### Request:
Restate the full listing word for word and leave the pictures out.

### Source data:
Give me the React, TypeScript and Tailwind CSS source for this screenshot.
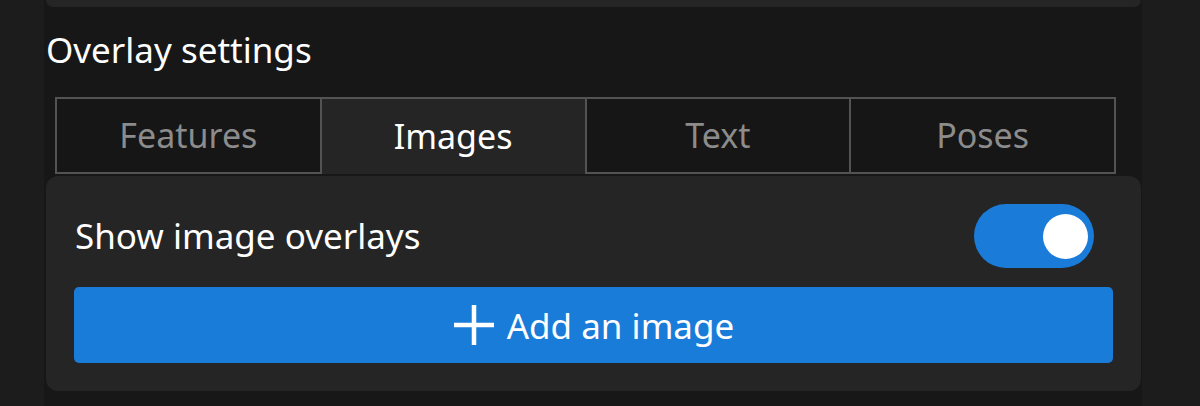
const tabs = ["Features", "Images", "Text", "Poses"];

export default function App() {
  const active = "Images";

  return (
    <div
      className="flex h-[406px] w-full overflow-hidden bg-[#171717] text-white"
      style={{ fontFamily: '"Noto Sans", "Open Sans", sans-serif' }}
    >
      <div className="w-[44px] shrink-0 bg-[#1c1c1c]" />

      <div className="flex w-[1098px] shrink-0 flex-col pl-[2px] pr-[1px]">
        <div className="h-[7px] rounded-b-[10px] bg-[#252525]" />

        <h2 className="mt-[20px] h-[46px] text-[35px] leading-[46px]">Overlay settings</h2>

        <div className="ml-[9px] mr-[25px] mt-[24px] flex">
          {tabs.map((tab, i) => {
            const isActive = tab === active;
            return (
              <div
                key={tab}
                className={`flex h-[77px] flex-1 items-center justify-center border-l-2 border-t-2 border-[#535353] text-[34px] ${
                  i === tabs.length - 1 ? "border-r-2" : ""
                } ${
                  isActive
                    ? "bg-[#252525] text-white"
                    : "border-b-2 bg-[#161616] text-[#8c8c8c]"
                }`}
              >
                {tab}
              </div>
            );
          })}
        </div>

        <div className="mt-[2px] flex flex-col gap-[19px] rounded-[12px] bg-[#252525] px-[28px] pb-[28px] pt-[28px]">
          <div className="flex items-center justify-between pl-[1px] pr-[19px]">
            <span className="text-[35px]">Show image overlays</span>
            <div className="flex h-[64px] w-[120px] items-center justify-end rounded-full bg-[#1a7bd9] pr-[6px]">
              <div className="h-[45px] w-[45px] rounded-full bg-white" />
            </div>
          </div>

          <button className="flex h-[76px] items-center justify-center gap-[12px] rounded-[5px] bg-[#1a7cd9] text-[35px] text-white">
            <svg width="42" height="42" viewBox="0 0 42 42" className="shrink-0">
              <path d="M21 1v40M1 21h40" stroke="currentColor" strokeWidth="4.5" />
            </svg>
            <span className="leading-none">Add an image</span>
          </button>
        </div>
      </div>

      <div className="flex-1 bg-[#1c1c1c]" />
    </div>
  );
}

### Task answer:
Give me the React, TypeScript and Tailwind CSS source for this screenshot.
const tabs = ["Features", "Images", "Text", "Poses"];

export default function App() {
  const active = "Images";

  return (
    <div
      className="flex h-[406px] w-full overflow-hidden bg-[#171717] text-white"
      style={{ fontFamily: '"Noto Sans", "Open Sans", sans-serif' }}
    >
      <div className="w-[44px] shrink-0 bg-[#1c1c1c]" />

      <div className="flex w-[1098px] shrink-0 flex-col pl-[2px] pr-[1px]">
        <div className="h-[7px] rounded-b-[10px] bg-[#252525]" />

        <h2 className="mt-[20px] h-[46px] text-[35px] leading-[46px]">Overlay settings</h2>

        <div className="ml-[9px] mr-[25px] mt-[24px] flex">
          {tabs.map((tab, i) => {
            const isActive = tab === active;
            return (
              <div
                key={tab}
                className={`flex h-[77px] flex-1 items-center justify-center border-l-2 border-t-2 border-[#535353] text-[34px] ${
                  i === tabs.length - 1 ? "border-r-2" : ""
                } ${
                  isActive
                    ? "bg-[#252525] text-white"
                    : "border-b-2 bg-[#161616] text-[#8c8c8c]"
                }`}
              >
                {tab}
              </div>
            );
          })}
        </div>

        <div className="mt-[2px] flex flex-col gap-[19px] rounded-[12px] bg-[#252525] px-[28px] pb-[28px] pt-[28px]">
          <div className="flex items-center justify-between pl-[1px] pr-[19px]">
            <span className="text-[35px]">Show image overlays</span>
            <div className="flex h-[64px] w-[120px] items-center justify-end rounded-full bg-[#1a7bd9] pr-[6px]">
              <div className="h-[45px] w-[45px] rounded-full bg-white" />
            </div>
          </div>

          <button className="flex h-[76px] items-center justify-center gap-[12px] rounded-[5px] bg-[#1a7cd9] text-[35px] text-white">
            <svg width="42" height="42" viewBox="0 0 42 42" className="shrink-0">
              <path d="M21 1v40M1 21h40" stroke="currentColor" strokeWidth="4.5" />
            </svg>
            <span className="leading-none">Add an image</span>
          </button>
        </div>
      </div>

      <div className="flex-1 bg-[#1c1c1c]" />
    </div>
  );
}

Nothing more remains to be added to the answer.